What to produce:
Show every line in the entries below where the word "this" appears.

Code that builds pages:
····················

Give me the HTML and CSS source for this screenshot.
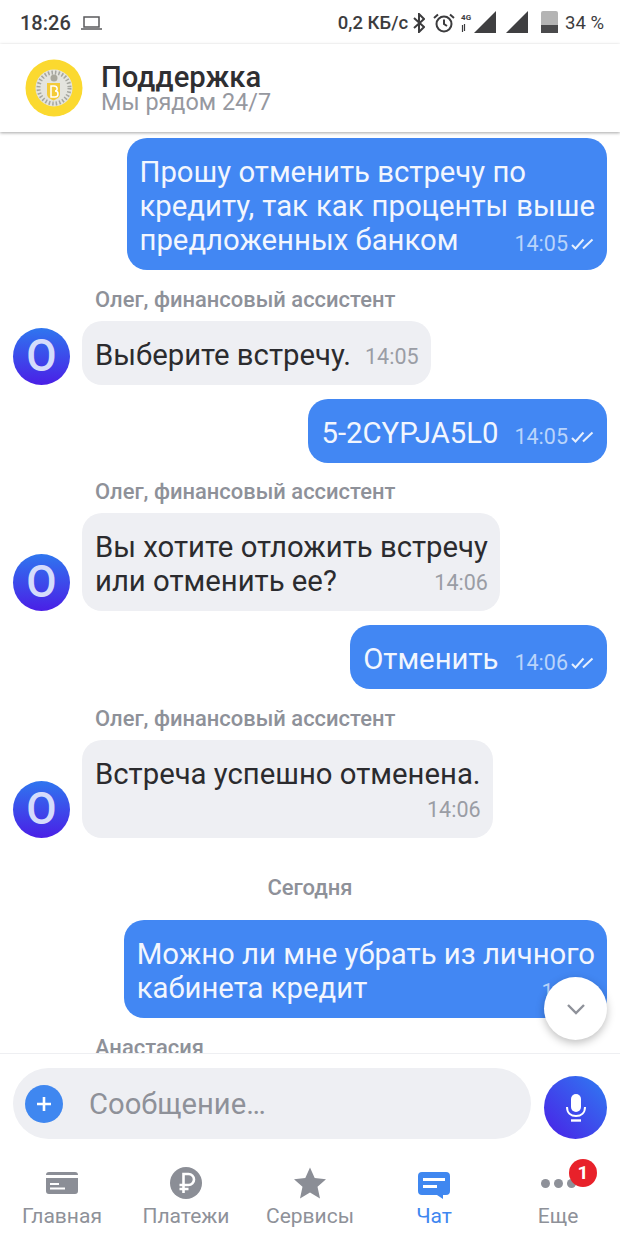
FILE: index.html
```html
<!DOCTYPE html>
<html lang="ru">
<head>
<meta charset="utf-8">
<title>Поддержка</title>
<link rel="stylesheet" href="styles.css">
</head>
<body>
<div class="app">
  <div class="status">
    <div class="status-left">
      <span class="clock">18:26</span>
      <svg class="ic-laptop" viewBox="0 0 21 14"><path d="M3 1h15v10H3zM0 13h21" fill="none" stroke="#5a5a5c" stroke-width="1.5"/></svg>
    </div>
    <div class="status-right">
      <span class="speed">0,2 КБ/с</span>
      <svg class="ic-bt" viewBox="0 0 12 20"><path d="M1 5l10 9-5 5V1l5 5L1 15" fill="none" stroke="#3c3c3e" stroke-width="2"/></svg>
      <svg class="ic-alarm" viewBox="0 0 22 20"><circle cx="11" cy="11" r="7.5" fill="none" stroke="#3c3c3e" stroke-width="2"/><path d="M11 6.5V11l3 2M1 5l4-3.5M21 5l-4-3.5" fill="none" stroke="#3c3c3e" stroke-width="2"/></svg>
      <div class="net"><span>4G</span><svg viewBox="0 0 5 8"><path d="M1.5 8V1M3.5 0v7" stroke="#3c3c3e" stroke-width="1.2"/></svg></div>
      <svg class="ic-signal" viewBox="0 0 22 22"><path d="M0 22L22 0v22z" fill="#3f3f41"/></svg>
      <svg class="ic-signal sim2" viewBox="0 0 22 22"><path d="M0 22L22 0v22z" fill="#3f3f41"/></svg>
      <div class="battery"></div>
      <span class="pct">34 %</span>
    </div>
  </div>

  <header class="head">
    <svg class="logo" viewBox="0 0 58 58">
      <circle cx="29" cy="29" r="28.500" fill="#fbd92f"/>
      <circle cx="29" cy="29" r="18.500" fill="#e4e4de"/>
      <circle cx="29" cy="29" r="15.500" fill="none" stroke="#a5a69f" stroke-width="4" stroke-dasharray="1.500 2"/>
      <circle cx="29" cy="19" r="3.500" fill="#a9a89c"/>
      <path d="M22 24h13v11c0 4-4 5-6.500 6.500C26 40 22 39 22 35z" fill="#f4cb38"/>
      <path d="M26 27h3c4 0 4 5 1 5 4 0 4 6 0 6h-4z" fill="none" stroke="#fff" stroke-width="1.500"/>
    </svg>
    <div class="head-text">
      <h1>Поддержка</h1>
      <p>Мы рядом 24/7</p>
    </div>
  </header>

  <main class="chat">
    <div class="msg out">
      <div class="bubble">
        <div>Прошу отменить встречу по</div>
        <div class="line-wide">кредиту, так как проценты выше</div>
        <div class="tail"><span>предложенных банком</span><span class="meta">14:05<svg class="ticks" viewBox="0 0 24 12"><path d="M1 7l3.500 3.500L12.500 1.500M12 10.500L21.500 1.500" fill="none" stroke="#e6effd" stroke-width="2"/></svg></span></div>
      </div>
    </div>

    <div class="name">Олег, финансовый ассистент</div>
    <div class="msg in">
      <div class="avatar">О</div>
      <div class="bubble">
        <div class="tail"><span>Выберите встречу.</span><span class="meta">14:05</span></div>
      </div>
    </div>

    <div class="msg out gap">
      <div class="bubble">
        <div class="tail"><span>5-2CYPJA5L0</span><span class="meta">14:05<svg class="ticks" viewBox="0 0 24 12"><path d="M1 7l3.500 3.500L12.500 1.500M12 10.500L21.500 1.500" fill="none" stroke="#e6effd" stroke-width="2"/></svg></span></div>
      </div>
    </div>

    <div class="name">Олег, финансовый ассистент</div>
    <div class="msg in">
      <div class="avatar">О</div>
      <div class="bubble">
        <div>Вы хотите отложить встречу</div>
        <div class="tail"><span>или отменить ее?</span><span class="meta">14:06</span></div>
      </div>
    </div>

    <div class="msg out gap">
      <div class="bubble">
        <div class="tail"><span>Отменить</span><span class="meta">14:06<svg class="ticks" viewBox="0 0 24 12"><path d="M1 7l3.500 3.500L12.500 1.500M12 10.500L21.500 1.500" fill="none" stroke="#e6effd" stroke-width="2"/></svg></span></div>
      </div>
    </div>

    <div class="name">Олег, финансовый ассистент</div>
    <div class="msg in">
      <div class="avatar">О</div>
      <div class="bubble">
        <div>Встреча успешно отменена.</div>
        <div class="tail end"><span class="meta">14:06</span></div>
      </div>
    </div>

    <div class="day">Сегодня</div>

    <div class="msg out">
      <div class="bubble">
        <div>Можно ли мне убрать из личного</div>
        <div class="tail"><span>кабинета кредит</span><span class="meta">11:52</span></div>
      </div>
    </div>

    <div class="name">Анастасия</div>

    <button class="scroll-down" aria-label="Вниз">
      <svg viewBox="0 0 20 12"><path d="M2 2l8 8 8-8" fill="none" stroke="#8e9199" stroke-width="2.400"/></svg>
    </button>
  </main>

  <div class="composer">
    <div class="input">
      <span class="plus"><svg viewBox="0 0 16 16"><path d="M8 1v14M1 8h14" stroke="#fff" stroke-width="2.600"/></svg></span>
      <span class="placeholder">Сообщение…</span>
    </div>
    <div class="mic">
      <svg viewBox="0 0 20 28"><rect x="5" y="0" width="10" height="18" rx="5" fill="#fff"/><path d="M1 13c0 6 4 9 9 9s9-3 9-9" fill="none" stroke="#fff" stroke-width="2"/><path d="M5 26.500h10" stroke="#fff" stroke-width="2.400"/></svg>
    </div>
  </div>

  <nav class="tabs">
    <div class="tab">
      <svg class="tab-ic" viewBox="0 0 32 22"><path d="M3 0h26a3 3 0 0 1 3 3H0a3 3 0 0 1 3-3zM0 6h32v13a3 3 0 0 1-3 3H3a3 3 0 0 1-3-3zM4 11v2h9v-2zM4 15.500v2h15v-2z" fill="#8b8e96" fill-rule="evenodd"/></svg>
      <span>Главная</span>
    </div>
    <div class="tab">
      <svg class="tab-ic" viewBox="0 0 32 32"><circle cx="16" cy="16" r="16" fill="#8b8e96"/><path d="M13.500 26V7h5a5.500 5.500 0 0 1 0 11H9.500M9.500 22h9" fill="none" stroke="#fff" stroke-width="2.600"/></svg>
      <span>Платежи</span>
    </div>
    <div class="tab">
      <svg class="tab-ic" viewBox="0 0 32 31"><path d="M16 0l4.700 10.500 11.300 1.200-8.500 7.600L26 31l-10-6-10 6 2.500-11.700L0 11.700l11.300-1.200z" fill="#8b8e96"/></svg>
      <span>Сервисы</span>
    </div>
    <div class="tab active">
      <svg class="tab-ic" viewBox="0 0 32 27" preserveAspectRatio="xMidYMax meet"><path d="M4 0h24a4 4 0 0 1 4 4v15a4 4 0 0 1-4 4h-3v4l-6-4H4a4 4 0 0 1-4-4V4a4 4 0 0 1 4-4zM5 6v3h22V6zM5 13v3h14v-3z" fill="#3f87f0" fill-rule="evenodd"/></svg>
      <span>Чат</span>
    </div>
    <div class="tab">
      <div class="more"><i></i><i></i><i></i><b class="badge">1</b></div>
      <span>Еще</span>
    </div>
  </nav>
</div>
</body>
</html>
```

FILE: styles.css
```css
* { box-sizing: border-box; }
html, body { margin: 0; padding: 0; }
body { font-family: Roboto, "Noto Sans", sans-serif; background: #fff; color: #2b2b2e; }

.app { width: 620px; height: 1240px; display: flex; flex-direction: column; overflow: hidden; }

.status { height: 44px; flex: none; display: flex; justify-content: space-between; align-items: center; padding: 1px 16px 0 20px; color: #3c3c3e; }
.status-left, .status-right { display: flex; align-items: center; }
.clock { font-size: 20px; font-weight: 500; }
.ic-laptop { width: 21px; height: 14px; margin-left: 10px; }
.speed { font-size: 18.5px; font-weight: 500; }
.ic-bt { width: 12px; height: 20px; margin-left: 5px; }
.ic-alarm { width: 22px; height: 20px; margin-left: 8px; }
.net { width: 13px; margin-left: 6px; display: flex; flex-direction: column; align-items: flex-start; font-size: 8px; font-weight: 700; line-height: 9px; }
.net svg { width: 5px; height: 8px; margin-top: 2px; }
.ic-signal { width: 22px; height: 22px; margin-top: -2px; }
.sim2 { margin-left: 10px; }
.battery { width: 17px; height: 22px; margin: -2px 0 0 13px; background: linear-gradient(#b4b4b4 0 64%, #4a4a4c 64%); border-radius: 2px 2px 0 0; }
.pct { font-size: 18.5px; margin-left: 7px; }

.head { height: 88px; flex: none; display: flex; align-items: flex-start; padding: 15px 0 0 25px; box-shadow: 0 1px 3px rgba(0,0,0,.35); position: relative; z-index: 2; background: #fff; }
.logo { width: 58px; height: 58px; flex: none; }
.head-text { margin-left: 18px; display: flex; flex-direction: column; }
.head-text h1 { margin: 5px 0 0; font-size: 29.2px; line-height: 26px; font-weight: 500; color: #2f2f32; }
.head-text p { margin: 1px 0 0; font-size: 23.4px; line-height: 22px; color: #96989f; }

.chat { flex: 1; min-height: 0; overflow: hidden; position: relative; padding: 6px 13px 0; display: flex; flex-direction: column; font-size: 29.3px; line-height: 34px; }
.msg { display: flex; flex: none; }
.msg.out { justify-content: flex-end; }
.msg.in { align-items: flex-end; gap: 12px; }
.msg.gap { margin-top: 14px; }

.bubble { padding: 17px 12px 13px 13px; border-radius: 20px; white-space: nowrap; }
.out .bubble { background: #4287f3; color: #f2f6fe; }
.in .bubble { background: #eeeff3; color: #2b2b2e; }
.line-wide { word-spacing: 0.75px; }

.tail { display: flex; justify-content: space-between; gap: 14px; }
.tail.end { justify-content: flex-end; }
.meta { font-size: 21.5px; line-height: 30px; color: #9a9da5; display: inline-flex; align-items: center; padding-top: 4px; }
.out .meta { color: #b9d4fb; padding: 8px 0 0 2px; line-height: 26px; }
.ticks { width: 24px; height: 12px; margin-left: 3px; }

.name { flex: none; margin: 16.5px 0 0 82px; padding-bottom: 8px; font-size: 21.95px; line-height: 26px; font-weight: 500; color: #8e9199; }
.avatar { width: 57px; height: 57px; flex: none; border-radius: 50%; background: linear-gradient(180deg, #2f76ef, #4a1fe6); color: #d5dcfb; font-size: 44px; font-weight: 500; line-height: 57px; text-align: center; }

.day { flex: none; margin: 37px 0 19.5px; text-align: center; font-size: 22px; line-height: 26px; font-weight: 500; color: #8e9199; }

.scroll-down { position: absolute; right: 13px; top: 845px; width: 63px; height: 63px; padding: 0; border: 0; border-radius: 50%; background: #fff; box-shadow: 0 3px 8px rgba(0,0,0,.25); display: flex; align-items: center; justify-content: center; }
.scroll-down svg { width: 20px; height: 12px; }

.composer { flex: none; height: 87px; display: flex; align-items: flex-start; justify-content: space-between; padding: 14px 13px 0; border-top: 1px solid #eeeff2; background: #fff; position: relative; }
.input { width: 518px; height: 71px; border-radius: 36px; background: #eeeff3; display: flex; align-items: center; padding-left: 12px; }
.plus { width: 38px; height: 38px; border-radius: 50%; background: #3f87f0; display: flex; align-items: center; justify-content: center; }
.plus svg { width: 16px; height: 16px; }
.placeholder { margin-left: 26px; font-size: 29.2px; color: #8e9199; }
.mic { width: 63px; height: 63px; margin-top: 8px; border-radius: 50%; background: linear-gradient(45deg, #4a1fe6, #2f7cf2); display: flex; align-items: center; justify-content: center; }
.mic svg { width: 20px; height: 28px; }

.tabs { flex: none; height: 100px; display: grid; grid-template-columns: repeat(5, 1fr); }
.tab { display: flex; flex-direction: column; align-items: center; font-size: 21px; line-height: 26px; color: #8e9199; position: relative; padding-top: 27px; }
.tab-ic { height: 32px; width: 32px; margin-bottom: 4px; }
.tab.active { color: #3f87f0; }
.more { height: 32px; margin-bottom: 4px; display: flex; align-items: center; gap: 4px; position: relative; }
.more i { width: 9px; height: 9px; border-radius: 50%; background: #8e9199; }
.badge { position: absolute; left: 28.5px; top: -8px; width: 28px; height: 28px; border-radius: 50%; background: #e8212a; color: #fff; font-size: 19px; line-height: 28px; font-weight: 700; text-align: center; }
```
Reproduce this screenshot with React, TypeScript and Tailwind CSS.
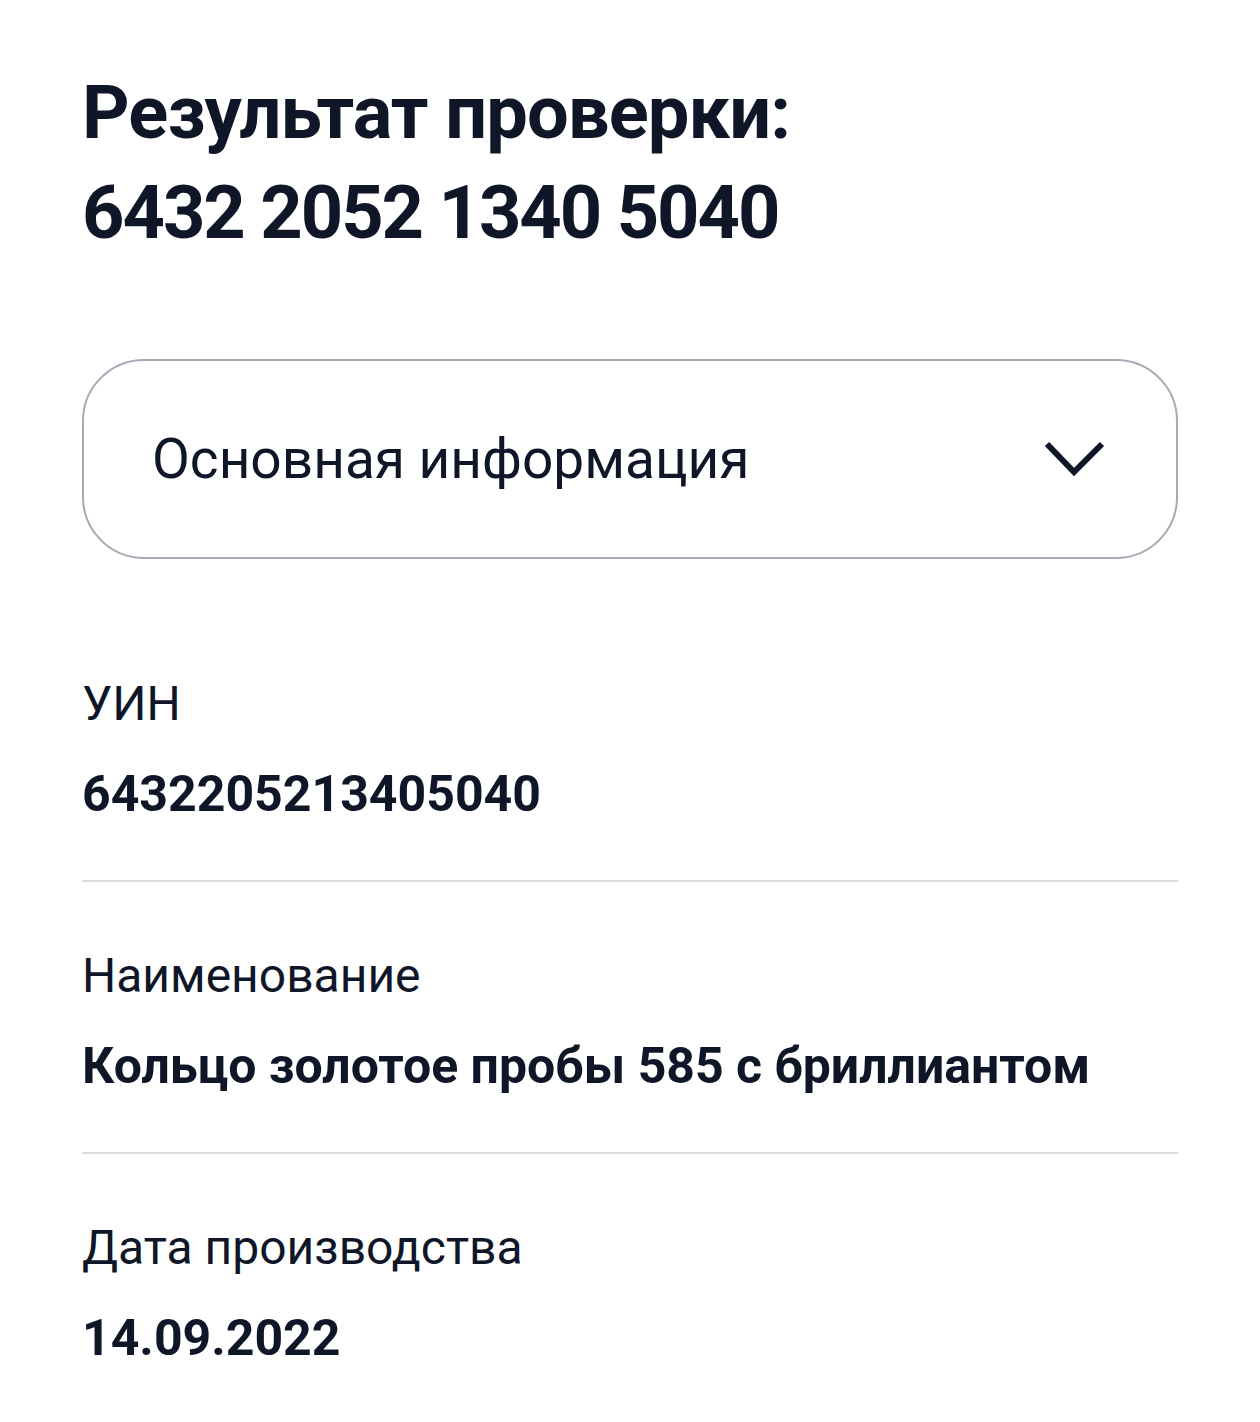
const rows = [
    { label: 'УИН', value: '6432205213405040' },
    { label: 'Наименование', value: 'Кольцо золотое пробы 585 с бриллиантом' },
    { label: 'Дата производства', value: '14.09.2022' },
];

const Chevron = () => (
    <svg width="66" height="42" viewBox="0 0 66 42" fill="none" className="text-[#0e1628]">
        <polyline points="5,6 32,34 60,6" stroke="currentColor" strokeWidth="6" strokeLinejoin="miter" />
    </svg>
);

export default function App() {
    return (
        <div className="min-h-[1422px] bg-white px-[82px] pt-[63px] text-[#0e1628]" style={{ fontFamily: 'Roboto, "Noto Sans", sans-serif' }}>
            <h1 className="text-[74px] font-bold leading-[100px]">
                <span className="block tracking-[-0.9px]">Результат проверки:</span>
                <span className="block tracking-[-2px]">6432 2052 1340 5040</span>
            </h1>

            <button className="mt-[96px] flex h-[200px] w-full items-center justify-between rounded-[62px] border-2 border-[#a3abb7] pl-[68px] pr-[68px]">
                <span className="text-[55px] font-normal">Основная информация</span>
                <Chevron />
            </button>

            <div className="mt-[115px]">
                {rows.map((row, i) => (
                    <div key={row.label}>
                        <div className="text-[48px] leading-[60px]">{row.label}</div>
                        <div className="mt-[30px] text-[50px] font-bold leading-[60px]">{row.value}</div>
                        {i < rows.length - 1 && <div className="mb-[64px] mt-[56px] h-[2px] bg-[#dadada]" />}
                    </div>
                ))}
            </div>
        </div>
    );
}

····················

Task solution:
Give me the HTML and CSS source for this screenshot.
Reproduce this screenshot with React, TypeScript and Tailwind CSS.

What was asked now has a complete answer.